Antiterrordateigesetz (ATDG): Bedenkliche Befugniserweiterung

Am Donnerstag vergangener Woche hat der Bundestag den Gesetzentwurf zur Novellierung des Antiterrordateigesetzes (ATDG) und anderer Gesetze in der vom Innenausschuss geänderten Fassung angenommen. Hiermit soll, zumindest nach Auffassung der Bundesregierung, die Debatte um die Verfassungsmäßigkeit des ATDG und des Rechtsextremismus-Datei-Gesetzes (RED-G) vorläufig beendet sein, welche im vergangenen Jahr mit dem Urteil des Bundesverfassungsgerichts 1 BvR 1215/07  losgetreten wurde. Das BVerfG hat damals das ATDG für teils mit der Verfassung unvereinbar erklärt und dem Gesetzgeber aufgegeben, eine Neuregelung zu schaffen, da das alte Gesetz nach dem 31.12.2014 seine Gültigkeit verliert. Unter Federführung des BMI wurde daraufhin von der Bundesregierung am 28.05.2014 ein erster Gesetzentwurf eingebracht, welcher vom Innenausschuss nochmals in einigen Punkten geändert wurde. Der neue Gesetzentwurf enthält zahlreiche Änderungen zur Umsetzung des Urteils 1 BvR 1215/07, welche sich im Schwerpunkt mit den aufgeworfenen Problemen der Eingrenzung des Nutzer- und Betroffenenkreises, der Schaffung erweiterter Dokumentationspflichten und Kontrollmöglichkeiten bei der Nutzung der Verbunddateien sowie der Begrenzung ihres inhaltlichen Nutzungsumfanges befassen. Die Gesetzesänderungen des ATDG und des RED-G treten am 01.01.2015 in Kraft.

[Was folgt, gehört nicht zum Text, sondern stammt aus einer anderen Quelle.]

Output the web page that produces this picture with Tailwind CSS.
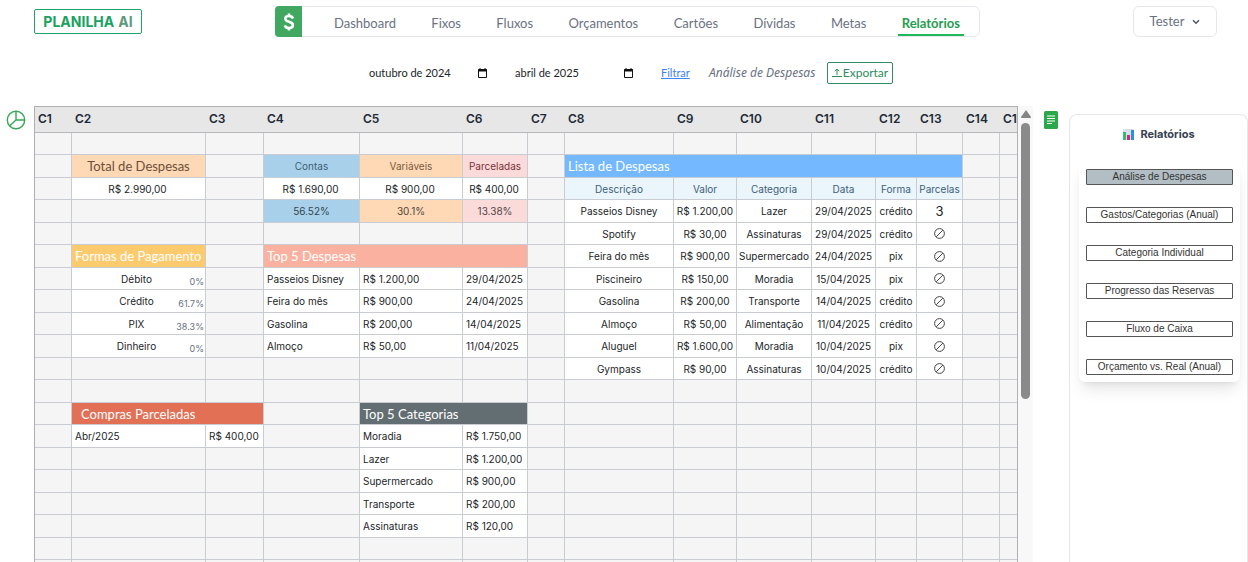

Im Rahmen der Neuregelungen ist zunächst positiv hervorzuheben, dass diese dem erweiterten Schutz bloßer Kontaktpersonen, der verdeckten Speicherung bestimmter Daten, der Beschränkung der Inverssuche und der Verbesserung von Transparenz, Dokumentationspflichten und Kontrollmaßnahmen Rechnung tragen. Obgleich diese Änderungen nur einen punktuellen Charakter aufweisen, ist ebenso zu bedenken, dass das Bundesverfassungsgericht in seiner damaligen Entscheidung die sicherheitsbehördliche Nutzung von Verbunddateien nicht für generell unzulässig erklärt hat.
Den eigentlichen Dreh- und Angelpunkt der Gesetzesnovelle stellen daher nicht diese modifizierenden Regelungen dar, sondern vielmehr die Möglichkeit zur so genannten „erweiterten projektbezogenen Datennutzung“, welche neu in das ATDG übernommen wurde, zuvor in ähnlicher Form aber schon für die RED existierte. Bereits im Gesetzgebungsverfahren wurde die erweiterte Datennutzung teils heftig kritisiert (siehe z.B. BR-Drs. 153/1/14, S. 4; BT-Drs. 18/2911, S. 2) und dies vor allem auch deshalb, weil die damit verbundenen Regelungen nicht lediglich der Umsetzung des Urteils des BVerfG dienen, sondern darüber hinaus erweiterte Ermittlungsbefugnisse schaffen. Der neue § 6a ATDG sowie der § 7 RED-G gestatten der an der jeweiligen Verbunddatei teilnehmenden Behörde, eine Auswertung der gespeicherten Daten über das bisher gekannte Maß vorzunehmen, indem sie eine umfassende Profilbildung und Datenverknüpfung legitimieren. Hiermit geht eine Strukturveränderung der Verbunddateien einher, die nicht nur mit den verfassungsgerichtlichen Vorgaben in Widerspruch steht, sondern darüber hinaus durch ihren operativen Charakter auch das informationelle Trennungsprinzip zwischen der Polizei und den Nachrichtendiensten angreift.
Weshalb eine derartige Befugniserweiterung unbedingt jetzt und in dieser verfassungsrechtlich bedenklichen Form durch den legislativen Entscheidungsprozess hindurch gebracht werden muss, ist fraglich. In jedem Fall erscheint es aber nicht ausgeschlossen, dass sich – entgegen den Interessen der Bundesregierung – in nicht allzu ferner Zukunft das BVerfG nochmals mit der Rechtmäßigkeit der Nutzung von sicherheitsbehördlichen Verbunddateien in Deutschland wird befassen müssen.
Siehe weiterführend zur rechtlichen Bewertung des Gesetzentwurfs auch:
Deutsches Institut für Menschenrechte, Schriftliche Stellungnahme zur öffentlichen Anhörung zum Entwurf eines Gesetzes zur Änderung des Antiterrordateigesetzes und anderer Gesetze (BT-Drucksache 18/1565) am 22. September 2014.